Scanning systems comb through resumes for words that signal job titles, technical skills, and levels of education or experience. And most of those words are nouns. Where we used to say use lots and lots of action words, we now say use lots of nouns. Employers are now looking for software programs you can use, what practice specialties you know, what assignments you can perform. Preparing a scannable resume is much like preparing the traditional-style resume in terms of focusing on format and content. The more skills and facts you provide, the more opportunities you’ll have for your skills to match available positions.
Some resume-scanning companies and outplacement counselors advise a block of key words at the top of the resume, but this technique doesn’t help differentiate you among other candidates. The keyword block can be helpful when comparing apples to apples a business litigation paralegal searching for a business litigation position. On the other hand, it may backfire if the same business litigation description were written in such a way that a resume reflecting an insurance defense background would get rejected even though the skills were right on point.
A recently published article in a fascinating new magazine, Fast Company, states the more buzzwords, the better. Career counselors used to advise clients to avoid buzzwords in their resumes. Today, buzzwords are all the buzz. Because applicant-tracking systems rank resumes by the number of key words, your chances of scoring higher are better when the resume is buzzword loaded. “Turn your experience into keywords,” urges Margaret Riley Dikel, coauthor of The Guide to Internet lob Searching (VGM Career Horizons 1996), “and maximize the number of them in your resume.”
But beware of what buzzwords you use! If your experience is a little old, you might want to watch outdated lingo that wouldn’t have registered with computers looking for up-to-date key words. Terminology and technology have changed. You’ll need to present yourself with up-to-date skills, or you may not get the hit. Additionally, you don’t want to date yourself.
And for those of you who are still not clear on the concept called summarizing, you’re in luck! You get to break the one-page rule in this new era of resume writing. One page of paper doesn’t mean much in the on-line world because readers scroll. But don’t overdo it. Electronic resumes running three pages or more are apt to get bounced. Simply put, you must be able to hold the readers’ attention most of whom only understand 15- second sound bytes.
In the New Do’s and Don’ts categories, you get some brand new choices. Scanners work well with these typefaces: Helvetica, Futura, Optima, Palatino, New Century Schoolbook, and Times New Roman. Although some counselors advocate Courier, we feel it looks old-fashioned.
If you send your resume as an attachment, rather than paste it into the body of an E-mail message be aware many employers ignore attachments because they worry about viruses. They don’t want to waste time with files that their computers can’t translate.
Some career counselors suggest that candidates have two resumes: one for people, and the other for computers.
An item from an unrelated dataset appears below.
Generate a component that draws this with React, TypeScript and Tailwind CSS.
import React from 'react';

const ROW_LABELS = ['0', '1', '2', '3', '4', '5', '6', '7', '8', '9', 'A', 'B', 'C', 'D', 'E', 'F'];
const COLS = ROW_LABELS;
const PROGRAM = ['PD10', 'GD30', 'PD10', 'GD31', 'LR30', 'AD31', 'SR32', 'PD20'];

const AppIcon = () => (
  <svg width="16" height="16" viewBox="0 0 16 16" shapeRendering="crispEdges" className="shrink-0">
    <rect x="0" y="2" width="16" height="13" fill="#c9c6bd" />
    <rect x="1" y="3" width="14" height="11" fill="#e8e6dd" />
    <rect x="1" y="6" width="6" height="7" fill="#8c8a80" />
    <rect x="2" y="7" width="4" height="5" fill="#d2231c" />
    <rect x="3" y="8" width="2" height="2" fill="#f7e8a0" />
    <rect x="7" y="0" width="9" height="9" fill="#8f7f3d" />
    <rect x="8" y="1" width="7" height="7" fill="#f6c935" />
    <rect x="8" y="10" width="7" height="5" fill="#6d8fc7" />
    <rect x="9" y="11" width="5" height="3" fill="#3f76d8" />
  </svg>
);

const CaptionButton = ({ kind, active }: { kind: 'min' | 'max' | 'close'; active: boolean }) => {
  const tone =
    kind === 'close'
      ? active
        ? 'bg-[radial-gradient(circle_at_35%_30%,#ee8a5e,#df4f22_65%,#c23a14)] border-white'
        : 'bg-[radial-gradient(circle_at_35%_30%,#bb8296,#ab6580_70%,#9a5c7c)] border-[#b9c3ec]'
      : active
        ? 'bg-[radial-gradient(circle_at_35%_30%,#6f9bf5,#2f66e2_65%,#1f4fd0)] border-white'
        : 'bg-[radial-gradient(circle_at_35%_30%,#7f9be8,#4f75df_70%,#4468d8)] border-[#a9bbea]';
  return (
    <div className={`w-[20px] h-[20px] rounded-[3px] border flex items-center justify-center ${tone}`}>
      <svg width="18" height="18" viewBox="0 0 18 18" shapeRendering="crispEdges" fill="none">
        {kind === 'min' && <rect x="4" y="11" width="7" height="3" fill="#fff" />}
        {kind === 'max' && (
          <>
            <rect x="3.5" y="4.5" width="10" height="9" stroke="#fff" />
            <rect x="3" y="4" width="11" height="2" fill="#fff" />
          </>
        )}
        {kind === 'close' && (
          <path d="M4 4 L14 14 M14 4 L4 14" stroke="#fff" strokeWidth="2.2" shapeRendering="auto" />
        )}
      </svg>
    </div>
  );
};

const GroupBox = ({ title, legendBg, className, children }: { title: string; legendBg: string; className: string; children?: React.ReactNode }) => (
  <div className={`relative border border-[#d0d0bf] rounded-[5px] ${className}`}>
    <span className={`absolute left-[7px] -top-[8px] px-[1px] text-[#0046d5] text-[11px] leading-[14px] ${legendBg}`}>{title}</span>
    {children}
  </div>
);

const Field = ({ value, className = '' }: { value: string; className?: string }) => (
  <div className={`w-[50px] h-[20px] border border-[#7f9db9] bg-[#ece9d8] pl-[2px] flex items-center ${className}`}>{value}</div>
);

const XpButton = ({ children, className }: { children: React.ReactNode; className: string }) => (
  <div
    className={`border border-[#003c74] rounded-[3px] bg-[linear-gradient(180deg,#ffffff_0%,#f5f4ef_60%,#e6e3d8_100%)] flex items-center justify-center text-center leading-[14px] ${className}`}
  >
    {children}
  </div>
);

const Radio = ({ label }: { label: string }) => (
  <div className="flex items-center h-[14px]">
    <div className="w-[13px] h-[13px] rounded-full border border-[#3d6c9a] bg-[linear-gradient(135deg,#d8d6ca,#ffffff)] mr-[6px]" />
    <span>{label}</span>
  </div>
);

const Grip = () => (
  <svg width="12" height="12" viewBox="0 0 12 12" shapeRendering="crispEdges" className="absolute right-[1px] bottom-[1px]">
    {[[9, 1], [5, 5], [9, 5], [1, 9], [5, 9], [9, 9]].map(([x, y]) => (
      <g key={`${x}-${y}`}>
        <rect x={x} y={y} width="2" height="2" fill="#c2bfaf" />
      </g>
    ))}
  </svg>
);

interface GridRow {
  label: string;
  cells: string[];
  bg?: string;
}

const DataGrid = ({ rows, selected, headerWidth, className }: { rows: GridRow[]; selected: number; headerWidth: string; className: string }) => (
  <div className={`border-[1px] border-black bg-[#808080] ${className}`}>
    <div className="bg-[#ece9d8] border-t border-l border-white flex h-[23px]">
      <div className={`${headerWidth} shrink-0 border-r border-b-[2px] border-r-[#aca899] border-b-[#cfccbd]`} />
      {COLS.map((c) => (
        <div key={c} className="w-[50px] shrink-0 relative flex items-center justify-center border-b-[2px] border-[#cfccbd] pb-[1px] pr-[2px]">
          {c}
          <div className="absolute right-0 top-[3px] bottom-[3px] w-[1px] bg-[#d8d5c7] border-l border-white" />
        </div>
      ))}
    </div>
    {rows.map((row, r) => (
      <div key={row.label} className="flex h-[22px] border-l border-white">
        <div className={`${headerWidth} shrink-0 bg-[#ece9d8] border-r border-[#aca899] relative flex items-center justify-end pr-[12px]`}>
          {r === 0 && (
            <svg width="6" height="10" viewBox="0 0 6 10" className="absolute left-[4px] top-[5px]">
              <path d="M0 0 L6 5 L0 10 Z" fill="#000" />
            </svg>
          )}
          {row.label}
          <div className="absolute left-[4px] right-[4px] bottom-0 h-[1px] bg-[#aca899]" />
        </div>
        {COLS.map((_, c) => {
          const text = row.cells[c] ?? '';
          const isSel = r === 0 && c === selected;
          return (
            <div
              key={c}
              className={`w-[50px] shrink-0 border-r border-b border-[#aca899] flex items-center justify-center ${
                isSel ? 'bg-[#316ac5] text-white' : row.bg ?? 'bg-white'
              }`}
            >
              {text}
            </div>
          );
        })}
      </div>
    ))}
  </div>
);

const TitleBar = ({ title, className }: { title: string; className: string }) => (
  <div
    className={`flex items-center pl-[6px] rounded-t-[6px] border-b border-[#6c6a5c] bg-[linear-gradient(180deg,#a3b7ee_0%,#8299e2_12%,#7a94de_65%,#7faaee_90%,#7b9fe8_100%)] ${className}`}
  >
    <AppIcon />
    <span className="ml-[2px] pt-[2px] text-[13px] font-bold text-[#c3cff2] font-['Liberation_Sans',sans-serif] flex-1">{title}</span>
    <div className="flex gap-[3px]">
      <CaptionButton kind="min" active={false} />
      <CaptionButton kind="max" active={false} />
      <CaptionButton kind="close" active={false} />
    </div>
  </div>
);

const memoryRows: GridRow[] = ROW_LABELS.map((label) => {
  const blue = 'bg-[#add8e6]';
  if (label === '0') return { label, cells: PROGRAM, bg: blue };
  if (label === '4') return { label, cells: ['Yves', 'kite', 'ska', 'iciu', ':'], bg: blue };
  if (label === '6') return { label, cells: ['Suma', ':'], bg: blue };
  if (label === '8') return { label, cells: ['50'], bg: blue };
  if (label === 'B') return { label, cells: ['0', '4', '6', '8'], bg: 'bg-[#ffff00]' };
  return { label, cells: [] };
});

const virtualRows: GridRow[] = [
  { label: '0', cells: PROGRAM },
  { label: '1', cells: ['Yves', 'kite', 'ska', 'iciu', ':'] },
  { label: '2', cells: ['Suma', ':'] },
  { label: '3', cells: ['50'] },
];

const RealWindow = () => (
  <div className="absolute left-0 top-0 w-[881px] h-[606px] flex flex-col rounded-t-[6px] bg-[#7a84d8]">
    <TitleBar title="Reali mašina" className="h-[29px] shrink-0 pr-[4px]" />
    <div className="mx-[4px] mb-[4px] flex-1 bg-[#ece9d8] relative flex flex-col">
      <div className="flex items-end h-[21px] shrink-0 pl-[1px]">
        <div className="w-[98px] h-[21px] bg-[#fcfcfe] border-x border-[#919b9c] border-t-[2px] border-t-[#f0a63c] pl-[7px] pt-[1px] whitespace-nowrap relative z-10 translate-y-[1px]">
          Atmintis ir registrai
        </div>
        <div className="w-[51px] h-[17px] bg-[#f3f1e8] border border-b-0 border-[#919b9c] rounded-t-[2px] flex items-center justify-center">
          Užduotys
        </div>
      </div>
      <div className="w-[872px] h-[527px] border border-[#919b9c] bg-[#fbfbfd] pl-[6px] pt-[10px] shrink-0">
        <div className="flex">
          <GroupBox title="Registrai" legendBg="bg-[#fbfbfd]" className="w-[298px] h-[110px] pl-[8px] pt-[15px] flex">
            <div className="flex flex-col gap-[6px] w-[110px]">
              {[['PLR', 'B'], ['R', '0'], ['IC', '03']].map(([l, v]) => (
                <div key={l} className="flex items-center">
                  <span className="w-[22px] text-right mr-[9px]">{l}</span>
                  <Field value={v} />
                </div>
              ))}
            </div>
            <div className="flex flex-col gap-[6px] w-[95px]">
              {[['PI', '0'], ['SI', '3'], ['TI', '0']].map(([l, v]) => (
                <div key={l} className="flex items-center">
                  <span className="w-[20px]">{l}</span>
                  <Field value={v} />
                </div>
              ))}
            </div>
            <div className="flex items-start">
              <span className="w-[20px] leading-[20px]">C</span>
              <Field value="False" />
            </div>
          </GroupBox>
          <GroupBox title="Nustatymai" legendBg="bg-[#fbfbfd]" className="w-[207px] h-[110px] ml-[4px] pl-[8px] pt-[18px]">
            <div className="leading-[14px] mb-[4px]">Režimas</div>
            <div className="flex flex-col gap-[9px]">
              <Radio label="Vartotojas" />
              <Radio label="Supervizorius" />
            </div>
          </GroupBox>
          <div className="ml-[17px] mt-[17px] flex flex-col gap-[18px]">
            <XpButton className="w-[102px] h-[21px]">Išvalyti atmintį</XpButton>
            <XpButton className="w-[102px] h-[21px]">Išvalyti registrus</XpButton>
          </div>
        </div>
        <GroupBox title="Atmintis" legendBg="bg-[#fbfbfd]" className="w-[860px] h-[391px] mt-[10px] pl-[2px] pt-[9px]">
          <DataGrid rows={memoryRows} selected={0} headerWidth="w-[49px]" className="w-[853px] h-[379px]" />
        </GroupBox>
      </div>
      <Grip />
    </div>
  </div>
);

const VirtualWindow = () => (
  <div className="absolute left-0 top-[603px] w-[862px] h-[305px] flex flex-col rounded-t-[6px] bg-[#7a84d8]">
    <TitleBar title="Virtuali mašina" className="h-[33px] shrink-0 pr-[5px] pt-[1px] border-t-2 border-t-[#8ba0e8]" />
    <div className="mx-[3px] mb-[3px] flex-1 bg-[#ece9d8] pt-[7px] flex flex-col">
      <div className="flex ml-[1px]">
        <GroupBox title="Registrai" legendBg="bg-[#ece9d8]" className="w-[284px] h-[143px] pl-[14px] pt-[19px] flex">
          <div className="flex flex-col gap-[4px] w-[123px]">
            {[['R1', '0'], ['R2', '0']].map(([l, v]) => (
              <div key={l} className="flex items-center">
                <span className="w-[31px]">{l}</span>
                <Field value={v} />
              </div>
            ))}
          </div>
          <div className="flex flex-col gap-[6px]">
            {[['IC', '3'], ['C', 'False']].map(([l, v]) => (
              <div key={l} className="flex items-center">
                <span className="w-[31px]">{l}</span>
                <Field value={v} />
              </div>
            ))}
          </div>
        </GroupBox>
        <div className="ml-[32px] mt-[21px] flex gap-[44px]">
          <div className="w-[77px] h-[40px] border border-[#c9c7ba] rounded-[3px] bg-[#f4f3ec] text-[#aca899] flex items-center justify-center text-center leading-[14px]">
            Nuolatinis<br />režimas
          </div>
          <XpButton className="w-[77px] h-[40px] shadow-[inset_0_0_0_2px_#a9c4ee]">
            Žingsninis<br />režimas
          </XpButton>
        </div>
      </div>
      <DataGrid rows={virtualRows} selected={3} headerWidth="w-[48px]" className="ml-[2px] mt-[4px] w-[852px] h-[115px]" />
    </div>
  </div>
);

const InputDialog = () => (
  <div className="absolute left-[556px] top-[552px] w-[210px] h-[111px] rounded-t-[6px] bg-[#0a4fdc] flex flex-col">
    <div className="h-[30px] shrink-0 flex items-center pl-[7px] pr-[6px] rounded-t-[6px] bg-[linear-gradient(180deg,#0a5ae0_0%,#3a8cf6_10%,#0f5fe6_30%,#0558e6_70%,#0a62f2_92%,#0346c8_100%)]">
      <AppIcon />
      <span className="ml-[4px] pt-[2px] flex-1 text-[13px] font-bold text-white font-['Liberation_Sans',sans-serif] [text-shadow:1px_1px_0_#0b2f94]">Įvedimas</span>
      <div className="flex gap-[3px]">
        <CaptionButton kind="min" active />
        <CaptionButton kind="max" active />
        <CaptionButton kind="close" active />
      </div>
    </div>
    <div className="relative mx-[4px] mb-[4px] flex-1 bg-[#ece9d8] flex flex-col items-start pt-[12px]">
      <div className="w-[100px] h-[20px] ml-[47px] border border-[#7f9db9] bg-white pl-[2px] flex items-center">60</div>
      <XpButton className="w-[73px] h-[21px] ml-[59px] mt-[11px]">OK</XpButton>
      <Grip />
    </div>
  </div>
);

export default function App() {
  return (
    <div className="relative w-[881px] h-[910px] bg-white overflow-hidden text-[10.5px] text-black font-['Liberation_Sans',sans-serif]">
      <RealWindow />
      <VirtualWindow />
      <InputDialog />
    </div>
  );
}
Others think a separate, scannable resume is unnecessary. But advising candidates to write more than one resume is nothing new, particularly if you are emphasizing a different skill set for a variety of jobs. It’s hard if not impossible to know what will work, particularly since the whole concept of scanning resumes in the legal field is so new. You will, no matter what, still need a hard copy, printed on high-quality paper, to bring with you on the interview and for those companies that use snail mail in lieu of E-mail. Thank God for some traditions. We’d hate to put Kinko’s right out of business.